Latest News & Announcements

Sustainable Energy Investing and Financing Activation (SEIFA)

SEIFA is Boosting the Sustainable Industrial Transition

Sustainability and the transition to a low-carbon, more resource-efficient, and circular economy are key in ensuring the long-term competitiveness of the EU economy. The industry represents the most energy-intensive sector: steel, cement, and manufacturing productions account for 21% of human emission – one and a half times as much as all the world’s cars, trucks, ships, and planes combined[1]. To reduce emissions, the industrial sector will need to displace fossil fuel-based energy inputs with low-to-zero emissions, along with improved heat integration and energy efficiency.

Current levels of investment are not sufficient to support an environmentally and socially sustainable economic system. According to the Impact Assessment for the amendment of the Energy Efficiency Directive, in order to reach the EU’s 2030 climate and energy target, about €379 billion of investments are needed annually: mostly in energy efficiency, renewable energy sources, and infrastructure[2].

Reorienting private capital to more sustainable investments requires a comprehensive shift in how the financial system works. Surveys suggest that companies and investors attention for investable climate mitigation projects is rising; they are increasingly searching for investments that take into account environmental and social considerations[3].

On the 28th of October, SEIFA partners already launched the regional/national aggregators for investable industrial projects in the CEE region, including Bulgaria, Croatia, Czech Republic, Estonia, Germany, Hungary, Latvia, Lithuania, Poland, Romania, Slovakia, and Slovenia. Project aggregators (deal originators) will create large and standardised pipelines of investable sustainable energy industrial projects.

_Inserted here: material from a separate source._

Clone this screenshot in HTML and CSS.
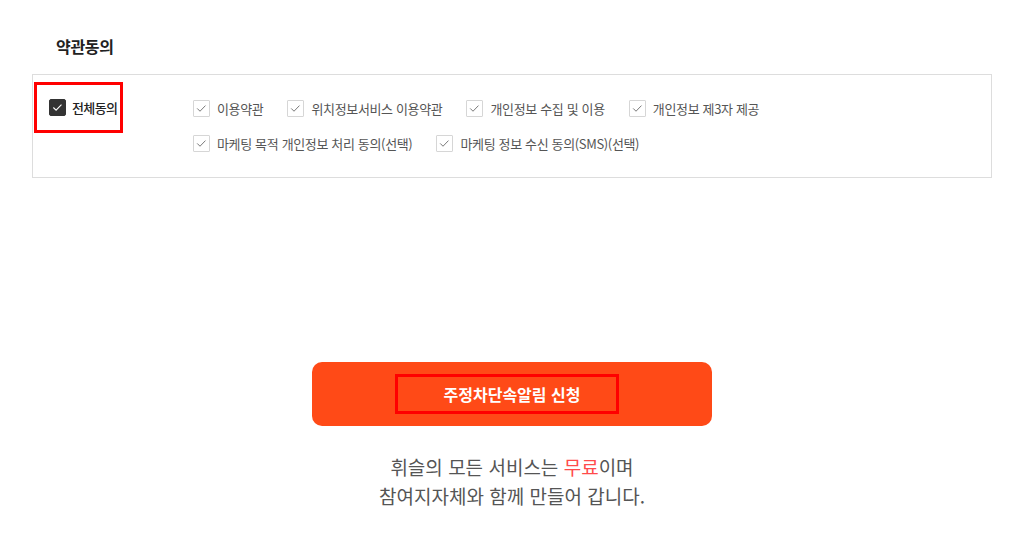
FILE: index.html
```html
<!DOCTYPE html>
<html lang="ko">
<head>
<meta charset="utf-8">
<link rel="stylesheet" href="styles.css">
</head>
<body>
<div class="page">
  <h2 class="title">약관동의</h2>
  <div class="terms">
    <label class="all">
      <span class="cb cb-dark"><svg viewBox="0 0 17 17"><path d="M3.8 8.5 L6.9 11.5 L13 5.3" /></svg></span>
      <span class="all-text">전체동의</span>
    </label>
    <div class="options">
      <div class="row">
        <label class="opt"><span class="cb"><svg viewBox="0 0 17 17"><path d="M3.6 8.4 L6.8 11.6 L13 5.2" /></svg></span>이용약관</label>
        <label class="opt"><span class="cb"><svg viewBox="0 0 17 17"><path d="M3.6 8.4 L6.8 11.6 L13 5.2" /></svg></span>위치정보서비스 이용약관</label>
        <label class="opt"><span class="cb"><svg viewBox="0 0 17 17"><path d="M3.6 8.4 L6.8 11.6 L13 5.2" /></svg></span>개인정보 수집 및 이용</label>
        <label class="opt"><span class="cb"><svg viewBox="0 0 17 17"><path d="M3.6 8.4 L6.8 11.6 L13 5.2" /></svg></span>개인정보 제3자 제공</label>
      </div>
      <div class="row">
        <label class="opt"><span class="cb"><svg viewBox="0 0 17 17"><path d="M3.6 8.4 L6.8 11.6 L13 5.2" /></svg></span>마케팅 목적 개인정보 처리 동의(선택)</label>
        <label class="opt"><span class="cb"><svg viewBox="0 0 17 17"><path d="M3.6 8.4 L6.8 11.6 L13 5.2" /></svg></span>마케팅 정보 수신 동의(SMS)(선택)</label>
      </div>
    </div>
  </div>
  <div class="actions">
    <button class="submit"><span class="submit-text">주정차단속알림 신청</span></button>
    <p class="notice">휘슬의 모든 서비스는 <em class="free">무료</em>이며<br>참여지자체와 함께 만들어 갑니다.</p>
  </div>
</div>
</body>
</html>
```

FILE: styles.css
```css
* { box-sizing: border-box; }
html, body { margin: 0; padding: 0; background: #fff; }
body {
  font-family: "Noto Sans CJK KR", "Noto Sans", sans-serif;
  color: #333;
}
.page {
  width: 960px;
  margin-left: 32px;
  padding-top: 36px;
}
.title {
  margin: 0 0 18px 24px;
  font-size: 16px;
  line-height: 20px;
  font-weight: 700;
  color: #222;
  letter-spacing: -0.3px;
}
.terms {
  border: 1px solid #dddddd;
  height: 104px;
  display: flex;
  align-items: flex-start;
  padding: 7px 0 0 1px;
}
.all {
  display: flex;
  align-items: flex-start;
  gap: 6px;
  border: 3px solid #ff0000;
  padding: 14px 3px 15px 12px;
  height: 51px;
  width: 89px;
}
.all-text {
  font-size: 13px;
  line-height: 17px;
  font-weight: 500;
  color: #222;
  letter-spacing: -0.6px;
  white-space: nowrap;
}
.cb {
  width: 17px;
  height: 17px;
  flex: none;
  border: 1px solid #d6d6d6;
  border-radius: 1px;
  background: #fff;
  display: flex;
}
.cb svg { width: 100%; height: 100%; display: block; }
.cb path { fill: none; stroke: #666; stroke-width: 1; }
.cb-dark { background: #333; border-color: #333; border-radius: 2px; }
.cb-dark path { stroke: #fff; stroke-width: 1.2; }
.options {
  margin-left: 70px;
  padding-top: 18px;
  display: flex;
  flex-direction: column;
  gap: 18px;
}
.row {
  display: flex;
  gap: 24px;
}
.opt {
  display: flex;
  align-items: center;
  gap: 7px;
  font-size: 13px;
  line-height: 17px;
  color: #555;
  white-space: nowrap;
  letter-spacing: -0.35px;
}
.actions {
  display: flex;
  flex-direction: column;
  align-items: center;
  padding-top: 184px;
}
.submit {
  width: 400px;
  height: 64px;
  border: none;
  border-radius: 10px;
  background: #ff4a17;
  display: flex;
  align-items: center;
  justify-content: center;
  font-family: inherit;
  padding: 0;
  cursor: pointer;
}
.submit-text {
  display: block;
  width: 224px;
  height: 40px;
  border: 3px solid #ff0000;
  color: #fff;
  font-size: 16px;
  font-weight: 700;
  line-height: 34px;
  text-align: center;
  margin-left: -10px;
  padding-left: 10px;
}
.notice {
  margin: 26px 0 0;
  font-size: 19px;
  line-height: 29px;
  color: #555;
  text-align: center;
}
.free {
  font-style: normal;
  color: #ff4b4b;
}
```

SEIFA presents sustainable energy investing as an economic opportunity. The project will help open up new employment and investment opportunities laying the pathway for economic growth. Greater advisory and technical assistance will contribute to a larger pipeline of sustainable energy projects. The developed platform with sophisticated digital tools will provide detailed sustainability and greenhouse gas emissions assessments, value creation roadmaps, performance monitoring, and sustainability reporting.

SEIFA will boost the transition to a low-carbon and resource-efficient industry. Within the project duration, it will trigger at least 200 GWh/year of primary energy savings generating a 200.000 tCO2-eq/year reduction of greenhouse gas emissions and no less than 2500 GWh/year with at least 2.500.000 tCO2-eq/year emission reduction within 5 years after the project’s 30 months period.